Reputation: 2089
I want to translate my Turkish strings to lowercase in both English and Turkish locale. I'm doing this:
String myString="YAŞAT BAYRI";
Locale trlocale= new Locale("tr-TR");
Locale enLocale = new Locale("en_US");
Log.v("mainlist", "en source: " +myString.toLowerCase(enLocale));
Log.v("mainlist", "tr source: " +myString.toLowerCase(trlocale));
The output is:
en source: yaşar bayri
tr source: yaşar bayri
But I want to have an output like this:
en source: yasar bayri
tr source: yaşar bayrı
Is this possible in Java?
Upvotes: 22
Views: 40621
Reputation: 51
you can do that:
Locale trlocale= new Locale("tr","TR");
The first parameter is your language, while the other one is your country.
Upvotes: 5
Reputation: 115388
Characters ş
and s
are different characters. Changing locale cannot help you to translate one to another. You have to create turkish-to-english characters table and do this yourself. I once did this for Vietnamic language that has a lot of such characters. You have to deal with 4 of 5, right? So, good luck!
Upvotes: 2
Reputation: 8942
If you are using the Locale
constructor, you can and must set the language, country and variant as separate arguments:
new Locale(language)
new Locale(language, country)
new Locale(language, country, variant)
Therefore, your test program creates locales with the language "tr-TR" and "en_US". For your test program, you can use new Locale("tr", "TR")
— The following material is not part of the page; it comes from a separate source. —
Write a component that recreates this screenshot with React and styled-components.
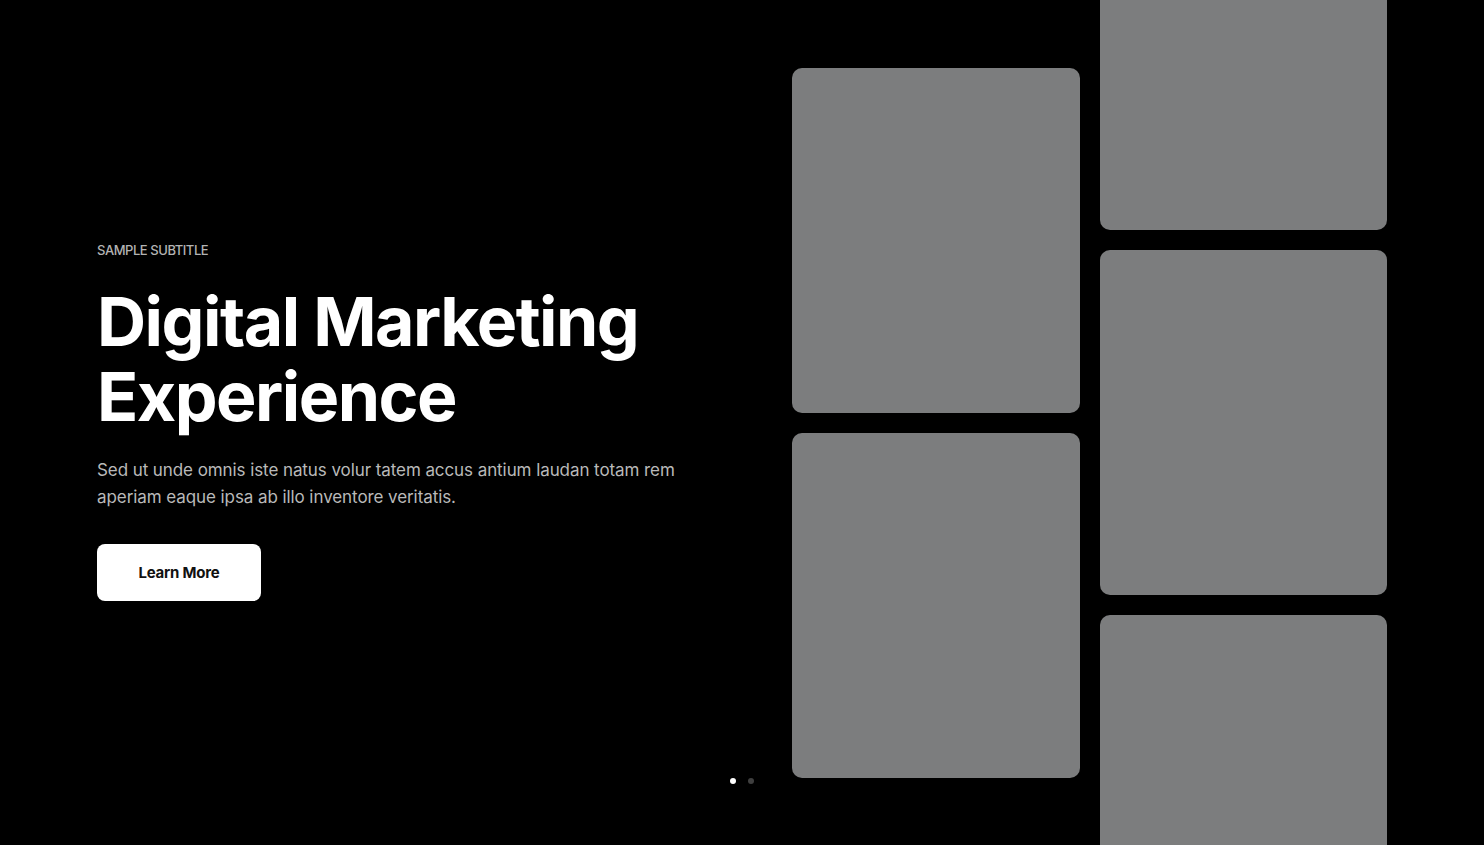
import React from "react";
import styled, { createGlobalStyle } from "styled-components";

const Global = createGlobalStyle`
  html, body { margin: 0; padding: 0; background: #000; }
  * { box-sizing: border-box; }
`;

const Hero = styled.section`
  position: relative;
  height: 845px;
  overflow: hidden;
  background: #000;
  display: flex;
  align-items: center;
  justify-content: space-between;
  padding: 0 97px;
  font-family: Inter, "Noto Sans", sans-serif;
`;

const Content = styled.div`
  display: flex;
  flex-direction: column;
  align-items: flex-start;
  width: 640px;
`;

const Subtitle = styled.div`
  font-size: 13px;
  line-height: 12px;
  font-weight: 500;
  color: #b3b3b3;
  text-transform: uppercase;
  letter-spacing: -0.45px;
`;

const Title = styled.h1`
  margin: 28px 0 0;
  font-size: 68px;
  line-height: 75px;
  font-weight: 700;
  color: #fff;
  letter-spacing: -1.5px;
`;

const Text = styled.p`
  margin: 23px 0 0;
  max-width: 600px;
  font-size: 17px;
  line-height: 27px;
  color: #b9b9b9;
  letter-spacing: -0.08px;
`;

const Button = styled.button`
  margin-top: 33px;
  width: 164px;
  height: 57px;
  border: 0;
  border-radius: 8px;
  background: #fff;
  color: #111;
  font-family: inherit;
  font-size: 15px;
  font-weight: 700;
  letter-spacing: -0.2px;
  cursor: pointer;
`;

const Gallery = styled.div`
  display: flex;
  gap: 20px;
  align-items: center;
`;

const Column = styled.div`
  display: flex;
  flex-direction: column;
  gap: 20px;
  width: ${(p) => p.$w}px;
`;

const Card = styled.div`
  height: 345px;
  border-radius: 10px;
  background: #7c7d7e;
`;

const Dots = styled.div`
  position: absolute;
  left: 730px;
  bottom: 61px;
  display: flex;
  gap: 12px;
`;

const Dot = styled.span`
  width: 6px;
  height: 6px;
  border-radius: 50%;
  background: ${(p) => (p.$active ? "#fff" : "#3f3f3f")};
`;

export default function App() {
  return (
    <>
      <Global />
      <Hero>
        <Content>
          <Subtitle>Sample Subtitle</Subtitle>
          <Title>
            Digital Marketing
            <br />
            Experience
          </Title>
          <Text>
            Sed ut unde omnis iste natus volur tatem accus antium laudan totam rem
            aperiam eaque ipsa ab illo inventore veritatis.
          </Text>
          <Button>Learn More</Button>
        </Content>
        <Gallery>
          <Column $w={288}>
            <Card />
            <Card />
          </Column>
          <Column $w={287}>
            <Card />
            <Card />
            <Card />
          </Column>
        </Gallery>
        <Dots>
          <Dot $active />
          <Dot />
        </Dots>
      </Hero>
    </>
  );
}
and new Locale("en", "US")
.
If you are using Java 1.7+, then you can also parse a language tag using Locale.forLanguageTag
:
String myString="YASAT BAYRI";
Locale trlocale= Locale.forLanguageTag("tr-TR");
Locale enLocale = Locale.forLanguageTag("en_US");
Creates strings that have the appropriate lower case for the language.
Upvotes: 44
Reputation: 1503090
I think this is the problem:
Locale trlocale= new Locale("tr-TR");
Try this instead:
Locale trlocale= new Locale("tr", "TR");
That's the constructor to use to specify country and language.
Upvotes: 11
Reputation: 109613
If you just want the string in ASCII, without accents, the following might do. First an accented character might be split in ASCII char and a combining diacritical mark (zero-width accent). Then only those accents may be removed by regular expression replace.
public static String withoutDiacritics(String s) {
// Decompose any ş into s and combining-,.
String s2 = Normalizer.normalize(s, Normalizer.Form.NFD);
return s2.replaceAll("(?s)\\p{InCombiningDiacriticalMarks}", "");
}
Upvotes: 3